Servings: 4 Servings

Ingredients

For The Tea:

  • 4 cups water
  • 4 tea bags (I use Red Rose tea)

For The Simple Syrup:

  • 3/4 cup sugar
  • 3/4 cup water

For The Tapioca:

  • 4 cups water
  • 1/2 cup regular black tapioca pearls

For Serving:

  • whole milk or nut milk
  • chilled rose water (optional)
  • ice cubes
  • 4 boba tea straws

Instructions

Brew The Black Tea:

  • Heat the water to 200-212F in a medium pot. Remove from the heat, add the tea bags to the pot and steep 5 minutes. Let cool, then chill until cold.

Prepare The Simple Syrup:

  • Combine the water and sugar in a small saucepan and bring to a simmer over medium-high heat. Stir until the sugar has dissolved completely. Remove from the heat and allow to cool to room temperature, then transfer to a container and chill in the refrigerator.

Prepare The Tapioca Pearls:

  • In a medium pot (you can use the same one used for the tea if you like), bring the water to a boil. Add the tapioca pearls and cook, while stirring, until the pearls are floating (this will take about 3 minutes.) Reduce heat to medium, cover, and continue to cook about 12 minutes more. Drain the tapioca and transfer to a heatproof bowl or container.

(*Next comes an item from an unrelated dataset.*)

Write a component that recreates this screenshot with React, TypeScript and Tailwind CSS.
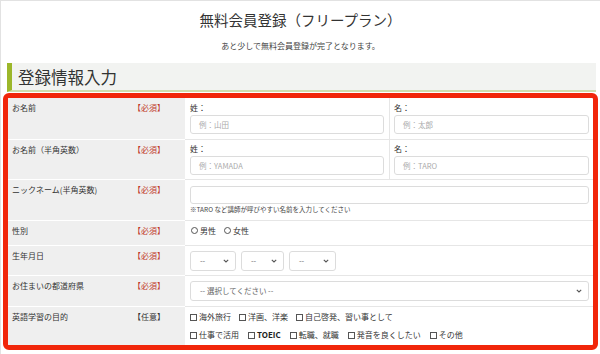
import React from "react";

const font = { fontFamily: '"Noto Sans CJK JP", "Noto Sans", sans-serif' };

function Required() {
  return <span className="text-[#c0392b]">【必須】</span>;
}

function Label({ name, optional }: { name: string; optional?: boolean }) {
  return (
    <div className="flex bg-[#efefef] border-b border-white pl-[4px] pt-[4px] text-[8px] leading-[11px] text-[#333]">
      <span className="w-[121px]">{name}</span>
      {optional ? <span>【任意】</span> : <Required />}
    </div>
  );
}

function TextBox({ placeholder, h = "h-[19px]" }: { placeholder?: string; h?: string }) {
  return (
    <div className={`${h} flex items-center rounded-[3px] border border-[#dcdcdc] bg-white px-[8px] text-[7.5px] text-[#aaa]`}>
      {placeholder}
    </div>
  );
}

function Chevron() {
  return (
    <svg width="6" height="4" viewBox="0 0 6 4" className="shrink-0">
      <path d="M0.8 0.8 L3 3 L5.2 0.8" fill="none" stroke="#555" strokeWidth="1.1" />
    </svg>
  );
}

function Select({ w, text }: { w: string; text: string }) {
  return (
    <div className={`${w} h-[20px] flex items-center justify-between rounded-[3px] border border-[#dcdcdc] bg-white pl-[9px] pr-[6px] text-[7.5px] text-[#666]`}>
      <span>{text}</span>
      <Chevron />
    </div>
  );
}

function Check({ label, bold }: { label: string; bold?: boolean }) {
  return (
    <span className="flex items-center gap-[2px]">
      <span className="w-[7px] h-[7px] border border-[#555] bg-white" />
      <span className={bold ? "font-bold text-[#222]" : ""}>{label}</span>
    </span>
  );
}

function Radio({ label }: { label: string }) {
  return (
    <span className="flex items-center gap-[2px]">
      <span className="w-[7px] h-[7px] rounded-full border border-[#555]" />
      <span>{label}</span>
    </span>
  );
}

export default function App() {
  return (
    <div style={font} className="w-[600px] h-[354px] overflow-hidden bg-white border-l border-t border-[#e2e2e2] text-[#333]">
      <h1 className="mt-[9px] text-center text-[14.5px] leading-[20px] text-[#333]">無料会員登録（フリープラン）</h1>
      <p className="mt-[10px] text-center text-[8px] leading-[11px] text-[#444]">あと少しで無料会員登録が完了となります。</p>

      <div className="mt-[12px] ml-[6px] mr-[4px] h-[29px] flex items-center bg-[#f2f3f1] border-l-[5px] border-[#9cb72a] border-b-2 border-b-[#cfdcae] pl-[6px]">
        <span className="text-[16.5px] leading-[22px] text-[#333]">登録情報入力</span>
      </div>

      <div className="mt-[1px] ml-[2px] mr-[2px] h-[257px] overflow-hidden rounded-[6px] border-[5px] border-[#f1260a] bg-white">
        {/* お名前 */}
        <div className="grid grid-cols-[177px_1fr] h-[42px]">
          <Label name="お名前" />
          <div className="flex border-b border-[#e6e6e6]">
            <div className="w-[205px] pl-[5px] pr-[5px] pt-[4px] border-r border-[#e6e6e6]">
              <div className="text-[8px] leading-[11px]">姓：</div>
              <div className="mt-[2px]"><TextBox placeholder="例：山田" /></div>
            </div>
            <div className="flex-1 pl-[4px] pr-[4px] pt-[4px]">
              <div className="text-[8px] leading-[11px]">名：</div>
              <div className="mt-[2px]"><TextBox placeholder="例：太郎" /></div>
            </div>
          </div>
        </div>

        {/* お名前（半角英数） */}
        <div className="grid grid-cols-[177px_1fr] h-[40px]">
          <Label name="お名前（半角英数）" />
          <div className="flex border-b border-[#e6e6e6]">
            <div className="w-[205px] pl-[5px] pr-[5px] pt-[3px] border-r border-[#e6e6e6]">
              <div className="text-[8px] leading-[11px]">姓：</div>
              <div className="mt-[2px]"><TextBox placeholder="例：YAMADA" /></div>
            </div>
            <div className="flex-1 pl-[4px] pr-[4px] pt-[3px]">
              <div className="text-[8px] leading-[11px]">名：</div>
              <div className="mt-[2px]"><TextBox placeholder="例：TARO" /></div>
            </div>
          </div>
        </div>

        {/* ニックネーム */}
        <div className="grid grid-cols-[177px_1fr] h-[41px]">
          <Label name="ニックネーム(半角英数)" />
          <div className="border-b border-[#e6e6e6] pl-[5px] pr-[4px] pt-[6px]">
            <TextBox h="h-[18px]" />
            <div className="mt-[1px] text-[6.5px] leading-[9px] text-[#444]">※TARO など講師が呼びやすい名前を入力してください</div>
          </div>
        </div>

        {/* 性別 */}
        <div className="grid grid-cols-[177px_1fr] h-[25px]">
          <Label name="性別" />
          <div className="border-b border-[#e6e6e6] pl-[6px] pt-[4px]">
            <div className="flex gap-[8px] text-[8px] leading-[11px]">
              <Radio label="男性" />
              <Radio label="女性" />
            </div>
          </div>
        </div>

        {/* 生年月日 */}
        <div className="grid grid-cols-[177px_1fr] h-[30px]">
          <Label name="生年月日" />
          <div className="flex gap-[5px] border-b border-[#e6e6e6] pl-[5px] pt-[5px]">
            <Select w="w-[46px]" text="--" />
            <Select w="w-[43px]" text="--" />
            <Select w="w-[47px]" text="--" />
          </div>
        </div>

        {/* 都道府県 */}
        <div className="grid grid-cols-[177px_1fr] h-[31px]">
          <Label name="お住まいの都道府県" />
          <div className="border-b border-[#e6e6e6] pl-[5px] pr-[4px] pt-[5px]">
            <Select w="w-full" text="-- 選択してください --" />
          </div>
        </div>

        {/* 英語学習の目的 */}
        <div className="grid grid-cols-[177px_1fr] h-[40px]">
          <Label name="英語学習の目的" optional />
          <div className="pl-[5px] pt-[4px] text-[8px] leading-[12px] text-[#333]">
            <div className="flex gap-[8px]">
              <Check label="海外旅行" />
              <Check label="洋画、洋楽" />
              <Check label="自己啓発、習い事として" />
            </div>
            <div className="mt-[6px] flex gap-[9px]">
              <Check label="仕事で活用" />
              <Check label="TOEIC" bold />
              <Check label="転職、就職" />
              <Check label="発音を良くしたい" />
              <Check label="その他" />
            </div>
          </div>
        </div>
      </div>
    </div>
  );
}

Add 3 tbsp of the simple syrup and stir to coat. Allow to cool to room temperature.

Serve:

  • Stir together the iced tea, milk to taste, 6 tbsp of the syrup (or to taste), and 1/2-1 tsp of rosewater (or to taste). Divide the boba between glasses. Add ice cubes to the glasses, then fill the glasses with the tea mixture. Serve with a boba tea straw and enjoy!